For the most part, diversity in the genre lists—in any format—of the big publishers is dwindling. More and more, all we’re seeing is novels by the top-selling writers, copycat series, and generic potboilers. One shining exception is John Jarrold’s Earthlight imprint over at Simon & Schuster UK. For example, Earthlight has been publishing a string of high-quality literary SF mass-market originals by writers such as Richard Calder and Eugene Byrne. In the US, David Hartwell edits two annual mass-market best-of series that ensure that mass-market readers will still have access to current trends in SF and fantasy short fiction. But the general state of SF publishing is better exemplified by Al Sarrantonio’s recent Redshift: Extreme Visions of Speculative Fiction, a bloated and pretentious anthology that self-importantly compares itself to Dangerous Visions while its contents—with perhaps a handful of exceptions—are dreadfully banal and in no way visionary.
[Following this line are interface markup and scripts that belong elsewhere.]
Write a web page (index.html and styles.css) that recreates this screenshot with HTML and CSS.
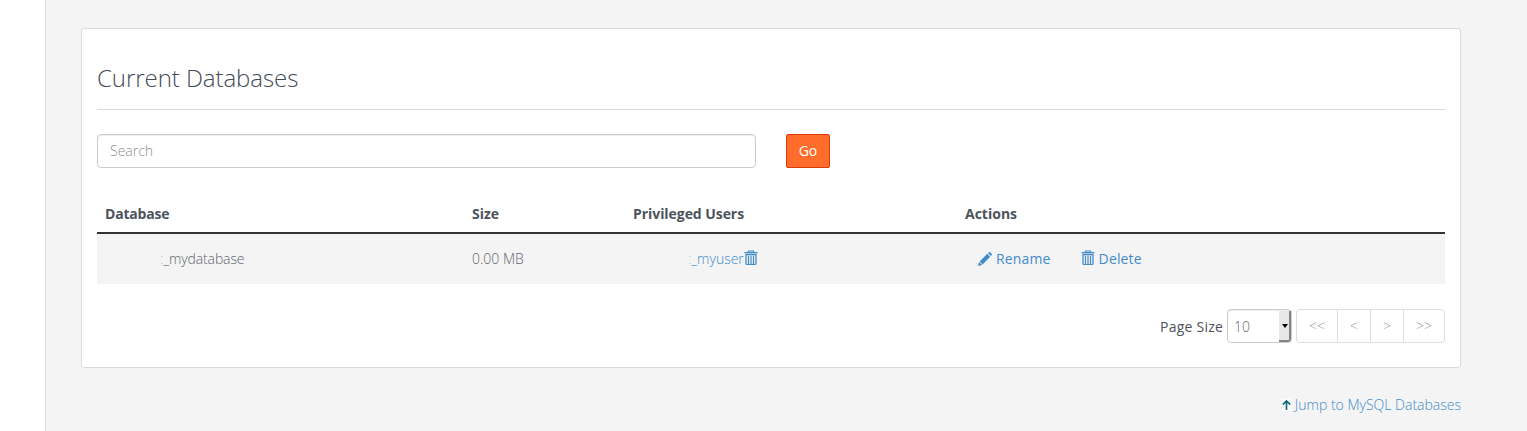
FILE: index.html
```html
<!DOCTYPE html>
<html lang="en">
<head>
<meta charset="utf-8">
<title>MySQL Databases</title>
<link rel="stylesheet" href="styles.css">
</head>
<body>
<svg class="sprite" aria-hidden="true">
  <symbol id="trash" viewBox="0 0 14 16">
    <path fill="none" stroke="currentColor" stroke-width="1.200" d="M4.500 2.500V1h5v1.500"/>
    <path fill="currentColor" d="M.5 2h13v1.400H.5z"/>
    <path fill="none" stroke="currentColor" stroke-width="1.300" d="M2 4.700h10v8.700q0 1-1 1H3q-1 0-1-1z"/>
    <path fill="none" stroke="currentColor" stroke-width="1.200" d="M4.500 5.700v8M7 5.700v8M9.500 5.700v8"/>
  </symbol>
  <symbol id="pencil" viewBox="0 0 14 14">
    <path fill="currentColor" d="M10 1.100 11 .2q.5-.4 1 0l1.800 1.800q.4.500 0 1l-.9 1zM9.300 1.800l2.900 2.900-7.600 7.700-3-3zM1.100 9.900l3 3L0 14z"/>
  </symbol>
</svg>
<div class="layout">
  <div class="sidebar"></div>
  <main class="content">
    <section class="panel">
      <h2 class="title">Current Databases</h2>
      <form class="search">
        <input class="search-field" type="text" placeholder="Search">
        <button class="go" type="button">Go</button>
      </form>
      <div class="table">
        <div class="row head">
          <div class="name-head">Database</div><div>Size</div><div class="users-head">Privileged Users</div><div>Actions</div>
        </div>
        <div class="row item">
          <div class="masked"><span class="colon">:</span><span class="name">_mydatabase</span></div>
          <div>0.00 MB</div>
          <div class="masked link"><span class="colon">:</span><span class="name">_myuser</span><svg class="trash"><use href="#trash"/></svg></div>
          <div class="actions">
            <a class="action"><svg class="pencil"><use href="#pencil"/></svg>Rename</a>
            <a class="action"><svg class="trash"><use href="#trash"/></svg>Delete</a>
          </div>
        </div>
      </div>
      <div class="pager">
        <span class="pager-label">Page Size</span>
        <div class="select"><span class="value">10</span><span class="drop"></span></div>
        <div class="pages"><span>&lt;&lt;</span><span>&lt;</span><span>&gt;</span><span>&gt;&gt;</span></div>
      </div>
    </section>
    <a class="jump link"><svg class="arrow" viewBox="0 0 9 12"><path fill="#fff" d="M0 0h9v12H0z"/><path fill="none" stroke="#136a78" stroke-width="1.700" d="M4.500 11V2M.8 5.700l3.700-3.700 3.700 3.700"/></svg>Jump to MySQL Databases</a>
  </main>
</div>
</body>
</html>
```
FILE: styles.css
```css
* { box-sizing: border-box; }
body {
  margin: 0;
  overflow: hidden;
  background: #f4f4f4;
  color: #5f666e;
  font: 300 14px/20px "Open Sans", sans-serif;
}
.sprite { display: none; }
.layout { display: flex; height: 431px; }
.sidebar {
  width: 46px;
  flex: none;
  background: #fff;
  border-right: 1px solid #d8dddd;
}
.content { width: 1415px; padding: 28px 0 0 35px; }
.panel {
  height: 340px;
  padding: 0 15px;
  background: #fff;
  border: 1px solid #d7dddd;
  border-radius: 3px;
}
.title {
  height: 81px;
  margin: 0 0 24px;
  padding-top: 32px;
  border-bottom: 1px solid #d3dbdb;
  color: #434b57;
  font-size: 24px;
  font-weight: 300;
  letter-spacing: -.06px;
  line-height: 34px;
}
.search { display: flex; gap: 30px; }
.search-field {
  width: 659px;
  height: 34px;
  padding: 5px 12px 7px;
  border: 1px solid #ccc;
  border-radius: 4px;
  box-shadow: inset 0 1px 1px rgba(0, 0, 0, .075);
  font: inherit;
}
.search-field::placeholder { color: #8e8e8e; opacity: 1; }
.go {
  width: 44px;
  height: 34px;
  padding: 0;
  background: #ff6c2c;
  border: 1px solid #dc3c06;
  border-radius: 2px;
  color: #fff;
  font: 400 14px/20px "Open Sans", sans-serif;
}
.table { margin-top: 28px; }
.row {
  display: grid;
  grid-template-columns: 367px 161px 332px 1fr;
  padding-left: 8px;
}
.head {
  height: 38px;
  padding-top: 8px;
  border-bottom: 2px solid #333;
  color: #4c535d;
  font-weight: 700;
}
.name-head { letter-spacing: -.2px; }
.users-head { letter-spacing: -.06px; }
.item { height: 50px; align-items: center; background: #f4f4f4; }
.masked { display: flex; align-items: center; padding-left: 55px; }
.masked .name { letter-spacing: -.12px; }
.masked.link .name { letter-spacing: 0; }
.colon { opacity: .35; }
.link { color: #428bca; }
.trash { width: 14px; height: 16px; margin-top: -2px; }
.pencil { width: 14px; height: 14px; margin-top: -1px; }
.actions { display: flex; gap: 30px; padding-left: 13px; }
.action {
  display: flex;
  align-items: center;
  gap: 4px;
  color: #428bca;
  font-weight: 400;
  letter-spacing: .15px;
}
.pager {
  display: flex;
  justify-content: flex-end;
  gap: 4px;
  margin-top: 25px;
}
.pager-label {
  padding-top: 8px;
  color: #4c535d;
  font-weight: 400;
  letter-spacing: .22px;
}
.select {
  display: flex;
  width: 65px;
  height: 34px;
  border: 1px solid #ccc;
  border-radius: 4px;
  box-shadow: inset 0 1px 1px rgba(0, 0, 0, .075);
}
.value { flex: 1; padding: 7px 0 0 6px; }
.drop {
  display: flex;
  align-items: center;
  justify-content: center;
  width: 12px;
  margin-top: 1px;
  background: #e8e8e7;
  border-right: 2px solid #858585;
  border-bottom: 2px solid #858585;
  border-bottom-right-radius: 3px;
}
.drop::after {
  content: "";
  margin-left: 2px;
  border: 3px solid transparent;
  border-top: 4px solid #000;
  border-bottom: 0;
}
.pages {
  display: flex;
  height: 34px;
  border: 1px solid #ddd;
  border-radius: 4px;
  color: #999;
}
.pages span { width: 33px; padding-top: 6px; text-align: center; }
.pages span:first-child { width: 40px; }
.pages span:last-child { width: 41px; }
.pages span + span { border-left: 1px solid #ddd; }
.jump {
  display: flex;
  justify-content: flex-end;
  align-items: center;
  gap: 4px;
  margin-top: 27px;
}
.arrow { width: 9px; height: 12px; }
```
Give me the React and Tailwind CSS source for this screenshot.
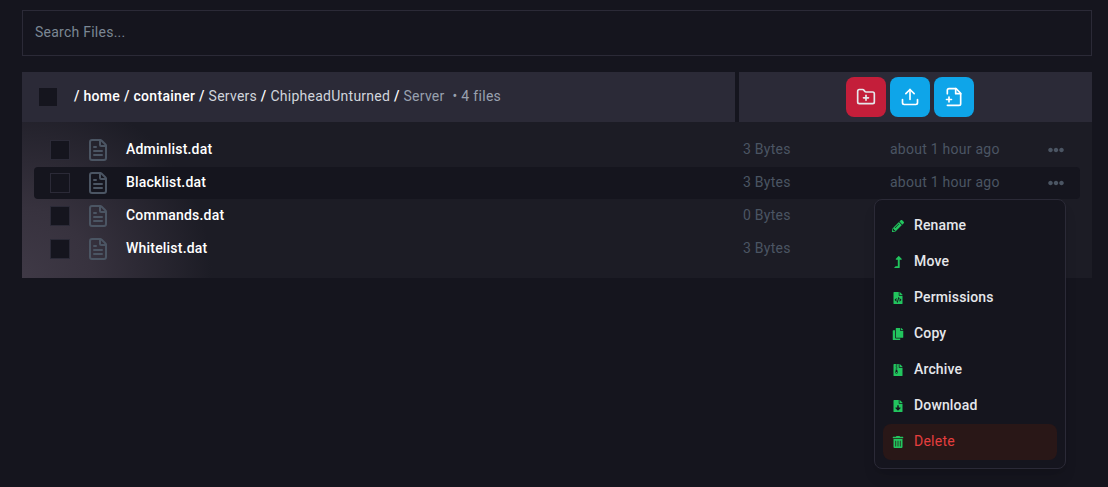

Small presses—both traditional and POD —are responsible for an important portion of the exciting work being published. To name a few: Golden Gryphon is releasing an impressive string of hardcover-only story collections by a diverse range of contemporary genre writers; PS publishes important new novellas in limited editions (to be later reprinted in omnibus hardcovers by Gollancz); POD publishers like Big Engine and Cosmos are putting into print both classic and new works that might otherwise not find a home; and one of 2001’s best SF novels—Ernest Hogan’s Smoking Mirror Blues—was published by Wordcraft of Oregon. I admire the work of these publishers, but I can’t help but wonder: Who reads these books besides the select few aficionados actively hunting them out?

As for literary SF mass-market paperbacks… the future still looks grim. Nevertheless, editors such as John Jarrold and David Hartwell soldier on, proving that, while desperate, the situation is not hopeless.